What Mamba is — and why it matters
Most AI language models today are built on a design called the Transformer, which works by letting every word in a sentence "pay attention" to every other word. That's powerful, but it has a cost: the more text you feed in, the slower and more expensive it gets — roughly quadratically. Feed in twice as many words and the work roughly quadruples.
Mamba takes a different approach. It belongs to a family called state space models (SSMs) — think of it as an AI that reads text like a person skimming a book, keeping a compact mental summary as it goes rather than flipping back to re-read every page. Because it only maintains a fixed-size "state" at each step, processing time grows linearly with length: twice the text, roughly twice the work. That's a big deal for long documents, long conversations, or any task where context keeps accumulating.

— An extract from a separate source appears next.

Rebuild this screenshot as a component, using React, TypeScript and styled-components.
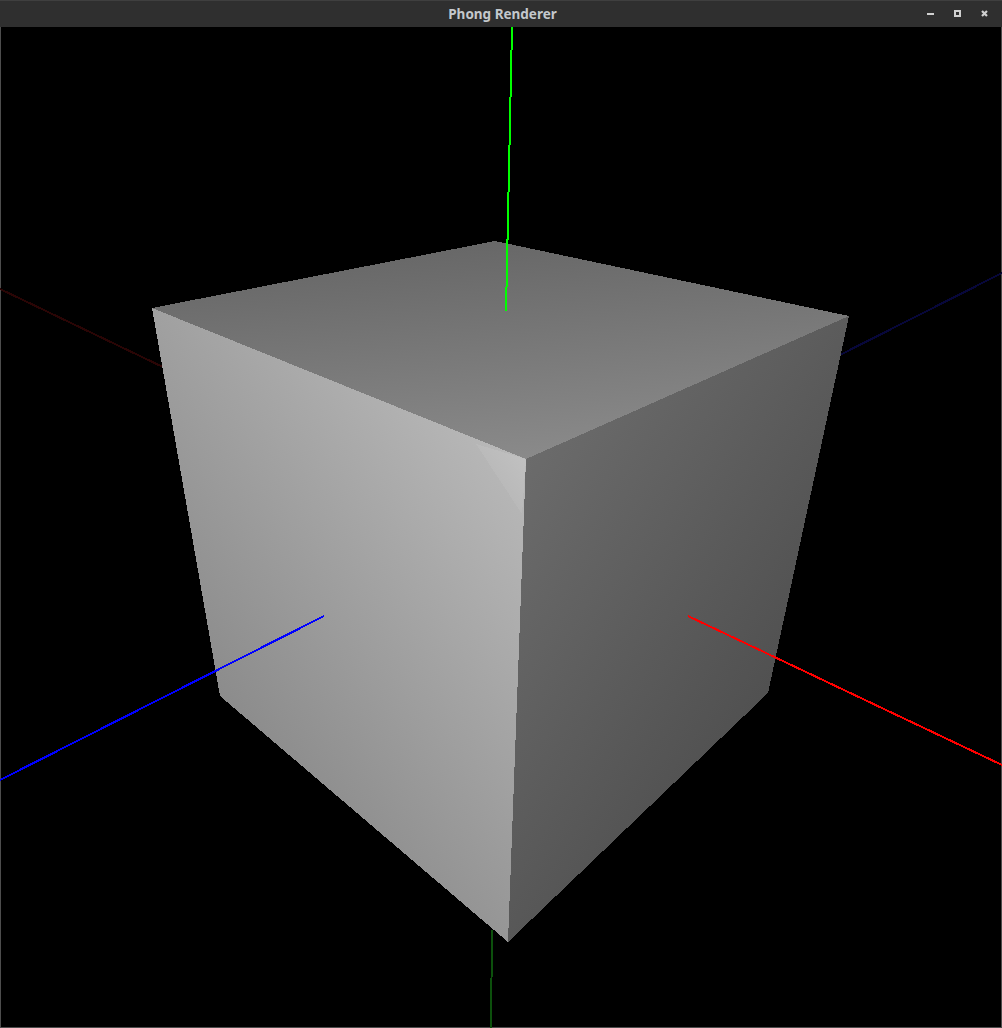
import * as React from 'react';
import styled, { createGlobalStyle } from 'styled-components';

const BAR_HEIGHT = 27;

interface IFace {
	id: string;
	points: number[][];
	from: number[]; // x, y, grey at gradient start
	to: number[]; // x, y, grey at gradient end
}

const GlobalStyle = createGlobalStyle`
	html, body {
		margin: 0;
		padding: 0;
		background: #000;
	}
`;

const Window = styled.div`
	display: flex;
	flex-direction: column;
	width: 1002px;
	height: 1028px;
	overflow: hidden;
	background: #000;
`;

const TitleBar = styled.div`
	position: relative;
	display: flex;
	align-items: center;
	justify-content: center;
	flex: 0 0 ${BAR_HEIGHT}px;
	box-sizing: border-box;
	padding-left: 3px;
	background: #2f2f2f;
	border-top: 1px solid #3f3f3f;
`;

const Title = styled.span`
	font-family: "Noto Sans", "Liberation Sans", sans-serif;
	font-size: 13.5px;
	font-weight: 700;
	color: #c4c8cc;
`;

const Controls = styled.div`
	position: absolute;
	top: 7px;
	right: 10px;
	display: flex;
	gap: 15px;
`;

const ControlIcon = styled.svg`
	display: block;
	width: 12px;
	height: 12px;
`;

const Viewport = styled.div`
	flex: 1;
	box-sizing: border-box;
	border: 1px solid #4d4d4d;
	border-top: none;
`;

const Scene = styled.svg`
	display: block;
	margin: 0 -1px -1px;
	width: 1002px;
	height: 1001px;
`;

const grey = (v: number) => `rgb(${v},${v},${v})`;

const Axis = ({ d, color }: { d: number[]; color: string }) => (
	<line x1={d[0]} y1={d[1] - BAR_HEIGHT} x2={d[2]} y2={d[3] - BAR_HEIGHT} stroke={color} strokeWidth={2} />
);

const Face = ({ face }: { face: IFace }) => (
	<>
		<linearGradient
			id={face.id}
			gradientUnits="userSpaceOnUse"
			x1={face.from[0]}
			y1={face.from[1] - BAR_HEIGHT}
			x2={face.to[0]}
			y2={face.to[1] - BAR_HEIGHT}
		>
			<stop offset="0" stopColor={grey(face.from[2])} />
			<stop offset="1" stopColor={grey(face.to[2])} />
		</linearGradient>
		<polygon points={face.points.map(p => `${p[0]},${p[1] - BAR_HEIGHT}`).join(' ')} fill={`url(#${face.id})`} />
	</>
);

const FACES: IFace[] = [
	{
		id: 'top',
		points: [[152, 308], [495, 241], [849, 316], [526, 459]],
		from: [495, 245, 104],
		to: [515, 460, 138]
	},
	{
		id: 'left',
		points: [[152, 308], [526, 459], [508, 942], [220, 696]],
		from: [222, 695, 140],
		to: [529, 470, 185]
	},
	{
		id: 'right',
		points: [[526, 459], [849, 316], [768, 693], [508, 942]],
		from: [765, 690, 81],
		to: [492, 517, 107]
	},
	{
		id: 'glint',
		points: [[476, 444], [526, 459], [522, 514]],
		from: [486, 492, 182],
		to: [524, 462, 192]
	}
];

export default function App() {
	return (
		<Window>
			<GlobalStyle />
			<TitleBar>
				<Title>Phong Renderer</Title>
				<Controls>
					<ControlIcon viewBox="0 0 12 12">
						<rect x="1" y="5" width="7" height="2" fill="#d0d0d0" />
					</ControlIcon>
					<ControlIcon viewBox="0 0 12 12">
						<path fillRule="evenodd" d="M1 2h7v7H1zM3 4v3h3V4z" fill="#d0d0d0" />
					</ControlIcon>
					<ControlIcon viewBox="0 0 12 12">
						<path d="M2 3l5 5M7 3L2 8" stroke="#d0d0d0" strokeWidth="2.2" fill="none" />
					</ControlIcon>
				</Controls>
			</TitleBar>
			<Viewport>
				<Scene viewBox="0 0 1002 1001" shapeRendering="crispEdges">
					<Axis d={[0, 289, 165, 368]} color="#2a0505" />
					<Axis d={[1002, 273, 830, 360]} color="#07073a" />
					<Axis d={[491, 1028, 492, 930]} color="#0c500c" />
					{FACES.map(face => <Face key={face.id} face={face} />)}
					<Axis d={[512, 27, 506, 311]} color="#00ff00" />
					<Axis d={[324, 616, 0, 780]} color="#0000ff" />
					<Axis d={[688, 616, 1002, 765]} color="#ff0000" />
				</Scene>
			</Viewport>
		</Window>
	);
}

How it works (the plain version)
Imagine a conveyor belt of words passing by. A Transformer stops the belt and compares every item to every other item before deciding what to do next. Mamba instead keeps a small notepad — the "state" — and updates it as each word passes. It never looks back at the full belt; it just updates the notepad and moves on. The trick is making that notepad smart enough to remember what matters and forget what doesn't, which is what the "selective" part of Mamba's design handles.
From research to real models
Mamba has moved well past the whiteboard. A few milestones from the events in this bundle:
- Codestral Mamba (Mistral AI, July 2024) is a 7.3-billion-parameter code assistant built entirely on the Mamba architecture. It runs with linear-time inference and was tested on sequences up to 256,000 tokens — far longer than most transformer-based models handle comfortably. It was developed with Mamba's co-creators and released under the permissive Apache 2.0 license.
- Falcon Mamba (Technology Innovation Institute, August 2024) was the first attention-free model at the 7-billion-parameter scale to match or beat transformer-based models on standard benchmarks — a milestone that showed SSMs could compete head-to-head, not just in theory.
- Mamba-3 (CMU and Together.AI, March 2026) pushed the architecture further, improving accuracy over Mamba-2 at 1.5 billion parameters.
- Nemotron 3 Nano 4B (NVIDIA, March 2026) takes a hybrid approach — mixing Mamba and Transformer layers — for an on-device model designed to run efficiently on local hardware.
Where the competition stands
The SSM space is crowded and fast-moving. As of mid-2026, Gated DeltaNet-2 from NVIDIA Labs — which separates the "erase" and "write" steps in its memory update into independent gates — outperforms Mamba-3 on language modeling, commonsense reasoning, and long-context retrieval benchmarks. A separate study found xLSTM consistently beats Mamba-2 on complex sequence tasks including code and time-series modeling.
This isn't bad news for Mamba so much as a sign that the ideas it pioneered are being actively refined across the whole field. Mamba-style thinking — compact state, linear scaling — is now a standard ingredient that other architectures borrow from and build on.
Beyond language: edge AI and wearables
Mamba's efficiency makes it attractive wherever compute is tight. MambaGaze, a research framework for assessing cognitive load from eye-tracking data, uses a bidirectional Mamba-2 core and runs at 43–68 frames per second on NVIDIA Jetson edge hardware at under 7.5 watts — the kind of power budget relevant for wearable devices and driver-monitoring systems.
The honest tradeoff
Mamba is fast and memory-efficient, but it isn't a free lunch. Research on long-context retrieval — tasks like finding a specific sentence buried in a 100,000-word document — shows SSMs can struggle compared to attention-based models. The compact state that makes Mamba efficient also means it can lose track of details it didn't judge important when it first read them. Hybrid architectures (mixing Mamba and attention layers) are one active response to this limitation.
The bottom line
Mamba represents a genuine alternative to the Transformer for sequence modeling — one that trades some retrieval precision for significant speed and efficiency gains. It has real deployments, an active research community, and a growing family of descendants. Whether it or one of its successors eventually displaces attention-based models at the frontier is an open question, but the architecture has already changed what practitioners reach for when inference cost or context length is the binding constraint.